**EXTRACTED RECORDS:**
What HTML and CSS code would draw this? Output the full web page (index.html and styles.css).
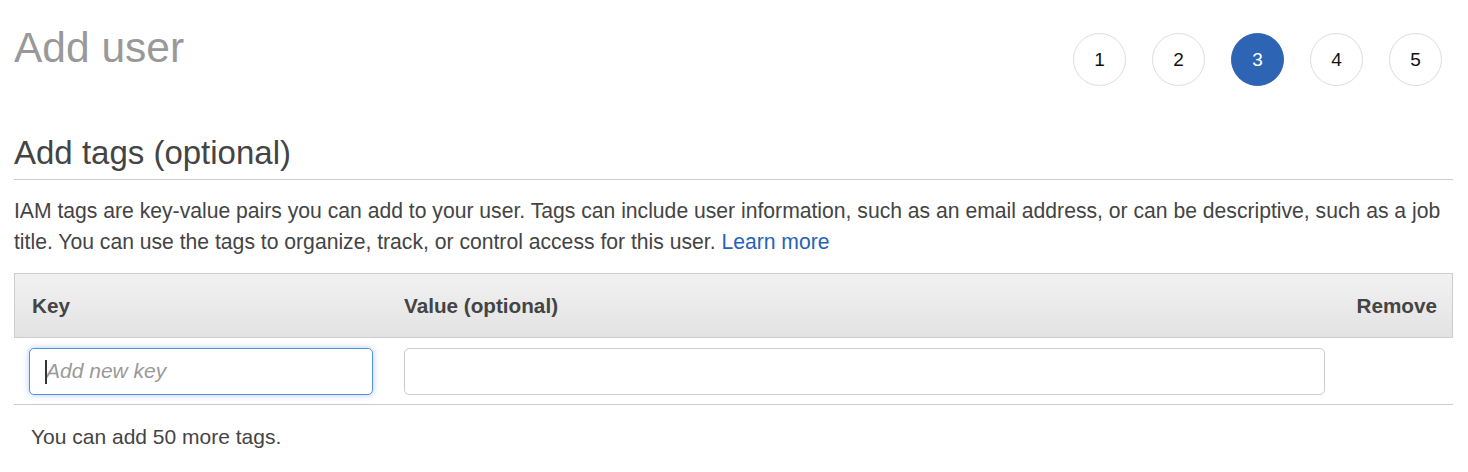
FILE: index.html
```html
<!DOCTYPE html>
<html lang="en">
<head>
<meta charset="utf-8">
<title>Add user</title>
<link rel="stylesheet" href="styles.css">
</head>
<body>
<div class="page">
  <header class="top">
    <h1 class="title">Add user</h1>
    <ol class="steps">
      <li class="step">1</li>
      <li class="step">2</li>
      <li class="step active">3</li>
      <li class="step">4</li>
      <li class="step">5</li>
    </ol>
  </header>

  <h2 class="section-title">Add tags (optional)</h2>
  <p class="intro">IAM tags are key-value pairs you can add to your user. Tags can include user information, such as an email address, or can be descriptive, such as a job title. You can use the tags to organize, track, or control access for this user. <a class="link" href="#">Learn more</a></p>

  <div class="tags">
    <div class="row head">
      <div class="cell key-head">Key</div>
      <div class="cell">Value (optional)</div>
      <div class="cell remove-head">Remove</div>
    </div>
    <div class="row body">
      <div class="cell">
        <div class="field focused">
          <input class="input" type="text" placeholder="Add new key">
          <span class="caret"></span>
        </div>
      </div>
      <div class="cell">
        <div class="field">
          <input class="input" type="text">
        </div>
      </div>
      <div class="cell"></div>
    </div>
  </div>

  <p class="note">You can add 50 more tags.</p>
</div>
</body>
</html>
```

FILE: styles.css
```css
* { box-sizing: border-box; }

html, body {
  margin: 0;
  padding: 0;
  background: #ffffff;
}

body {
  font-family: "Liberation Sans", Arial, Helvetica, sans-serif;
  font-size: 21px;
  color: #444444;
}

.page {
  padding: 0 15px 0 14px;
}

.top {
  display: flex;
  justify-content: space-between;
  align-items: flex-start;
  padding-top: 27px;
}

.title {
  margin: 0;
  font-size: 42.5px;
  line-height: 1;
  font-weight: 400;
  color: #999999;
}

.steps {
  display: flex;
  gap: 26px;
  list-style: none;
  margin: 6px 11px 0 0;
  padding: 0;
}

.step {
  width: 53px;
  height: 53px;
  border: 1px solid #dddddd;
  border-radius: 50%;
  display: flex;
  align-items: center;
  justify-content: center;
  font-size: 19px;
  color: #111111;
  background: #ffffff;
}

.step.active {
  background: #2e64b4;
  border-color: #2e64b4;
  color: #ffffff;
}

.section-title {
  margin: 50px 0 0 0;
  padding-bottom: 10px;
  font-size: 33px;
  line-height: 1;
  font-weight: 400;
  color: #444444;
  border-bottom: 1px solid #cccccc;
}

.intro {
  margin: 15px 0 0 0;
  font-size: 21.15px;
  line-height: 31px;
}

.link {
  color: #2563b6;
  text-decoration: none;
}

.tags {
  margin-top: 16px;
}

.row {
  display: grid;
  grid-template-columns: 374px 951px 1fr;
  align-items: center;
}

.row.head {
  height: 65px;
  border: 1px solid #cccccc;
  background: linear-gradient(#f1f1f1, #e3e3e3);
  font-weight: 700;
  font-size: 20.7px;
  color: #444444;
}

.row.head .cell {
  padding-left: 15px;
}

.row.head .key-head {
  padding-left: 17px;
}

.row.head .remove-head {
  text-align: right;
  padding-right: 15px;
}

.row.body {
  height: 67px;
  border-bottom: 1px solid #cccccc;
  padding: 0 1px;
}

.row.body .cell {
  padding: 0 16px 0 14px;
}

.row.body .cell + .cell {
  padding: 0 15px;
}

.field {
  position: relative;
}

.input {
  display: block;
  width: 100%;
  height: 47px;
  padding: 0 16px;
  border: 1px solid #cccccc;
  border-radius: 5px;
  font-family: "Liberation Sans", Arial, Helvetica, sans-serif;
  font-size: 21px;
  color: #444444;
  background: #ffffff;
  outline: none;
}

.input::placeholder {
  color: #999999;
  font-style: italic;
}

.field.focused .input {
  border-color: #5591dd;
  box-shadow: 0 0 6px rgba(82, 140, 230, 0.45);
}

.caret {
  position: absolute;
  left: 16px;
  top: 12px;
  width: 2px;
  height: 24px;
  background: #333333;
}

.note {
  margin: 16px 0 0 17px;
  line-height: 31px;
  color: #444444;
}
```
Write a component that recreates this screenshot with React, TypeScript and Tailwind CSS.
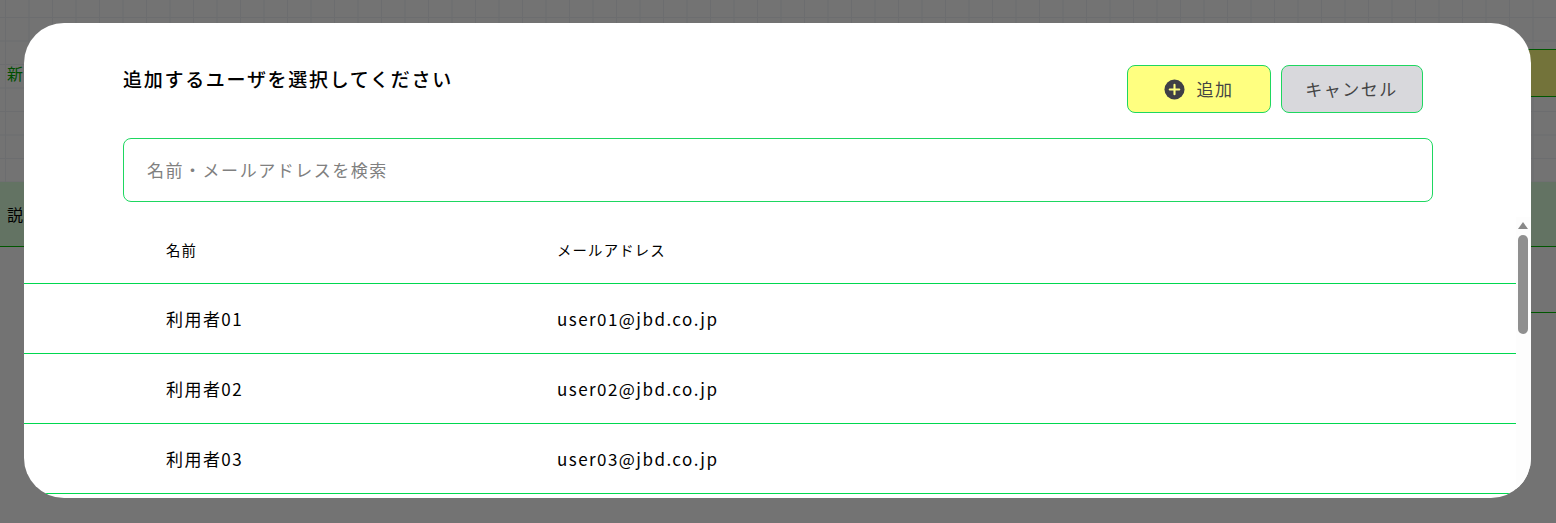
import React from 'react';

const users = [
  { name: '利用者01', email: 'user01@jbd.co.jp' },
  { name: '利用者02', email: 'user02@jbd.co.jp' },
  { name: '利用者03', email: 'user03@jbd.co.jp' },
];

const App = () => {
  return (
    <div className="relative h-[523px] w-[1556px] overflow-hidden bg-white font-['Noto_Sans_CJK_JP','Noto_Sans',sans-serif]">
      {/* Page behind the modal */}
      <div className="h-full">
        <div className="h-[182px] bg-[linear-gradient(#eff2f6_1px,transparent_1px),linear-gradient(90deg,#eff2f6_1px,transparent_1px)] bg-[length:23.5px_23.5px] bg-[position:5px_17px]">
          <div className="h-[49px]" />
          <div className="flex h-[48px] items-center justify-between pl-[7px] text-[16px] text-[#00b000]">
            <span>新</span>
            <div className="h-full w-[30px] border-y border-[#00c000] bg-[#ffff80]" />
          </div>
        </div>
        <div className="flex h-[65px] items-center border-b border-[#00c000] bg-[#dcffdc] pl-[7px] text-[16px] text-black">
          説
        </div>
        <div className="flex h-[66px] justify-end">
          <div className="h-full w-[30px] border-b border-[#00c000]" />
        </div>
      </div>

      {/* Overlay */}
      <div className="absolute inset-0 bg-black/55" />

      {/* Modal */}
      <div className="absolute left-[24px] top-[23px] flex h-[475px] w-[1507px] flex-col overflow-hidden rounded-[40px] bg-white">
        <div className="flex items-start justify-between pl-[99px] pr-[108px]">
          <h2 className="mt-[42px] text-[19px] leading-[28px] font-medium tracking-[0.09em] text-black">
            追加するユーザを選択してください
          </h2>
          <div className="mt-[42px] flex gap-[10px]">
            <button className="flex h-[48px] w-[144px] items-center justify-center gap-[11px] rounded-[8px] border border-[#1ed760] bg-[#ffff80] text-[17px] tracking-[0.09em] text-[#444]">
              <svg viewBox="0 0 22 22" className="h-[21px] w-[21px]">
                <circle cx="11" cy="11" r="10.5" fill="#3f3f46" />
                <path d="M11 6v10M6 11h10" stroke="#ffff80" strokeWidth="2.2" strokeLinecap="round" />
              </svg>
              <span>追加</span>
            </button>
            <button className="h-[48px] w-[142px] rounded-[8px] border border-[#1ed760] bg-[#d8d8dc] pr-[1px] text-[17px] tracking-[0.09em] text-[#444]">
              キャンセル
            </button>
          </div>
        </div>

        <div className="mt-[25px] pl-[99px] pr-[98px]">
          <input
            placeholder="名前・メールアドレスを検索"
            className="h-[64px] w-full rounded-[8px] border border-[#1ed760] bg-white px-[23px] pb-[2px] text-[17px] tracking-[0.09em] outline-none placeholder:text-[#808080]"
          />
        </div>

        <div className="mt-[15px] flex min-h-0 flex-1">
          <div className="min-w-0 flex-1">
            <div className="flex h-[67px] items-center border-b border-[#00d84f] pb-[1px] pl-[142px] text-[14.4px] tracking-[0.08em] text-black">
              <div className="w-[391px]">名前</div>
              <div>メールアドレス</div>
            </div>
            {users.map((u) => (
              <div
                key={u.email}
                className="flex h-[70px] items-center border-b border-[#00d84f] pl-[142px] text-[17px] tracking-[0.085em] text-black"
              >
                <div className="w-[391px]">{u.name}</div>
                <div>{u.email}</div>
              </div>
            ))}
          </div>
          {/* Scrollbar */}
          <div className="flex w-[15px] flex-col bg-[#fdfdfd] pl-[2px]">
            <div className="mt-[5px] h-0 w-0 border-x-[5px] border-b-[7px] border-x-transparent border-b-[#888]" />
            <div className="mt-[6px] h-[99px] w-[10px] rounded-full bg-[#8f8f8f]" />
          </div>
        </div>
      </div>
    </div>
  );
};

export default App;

**STATED TASK:** From the line containing "Write a component" through the line containing "import React from 'react';", copy every line above exactly, without pictures.

**OUTPUT OF THE TASK:**
Write a component that recreates this screenshot with React, TypeScript and Tailwind CSS.
import React from 'react';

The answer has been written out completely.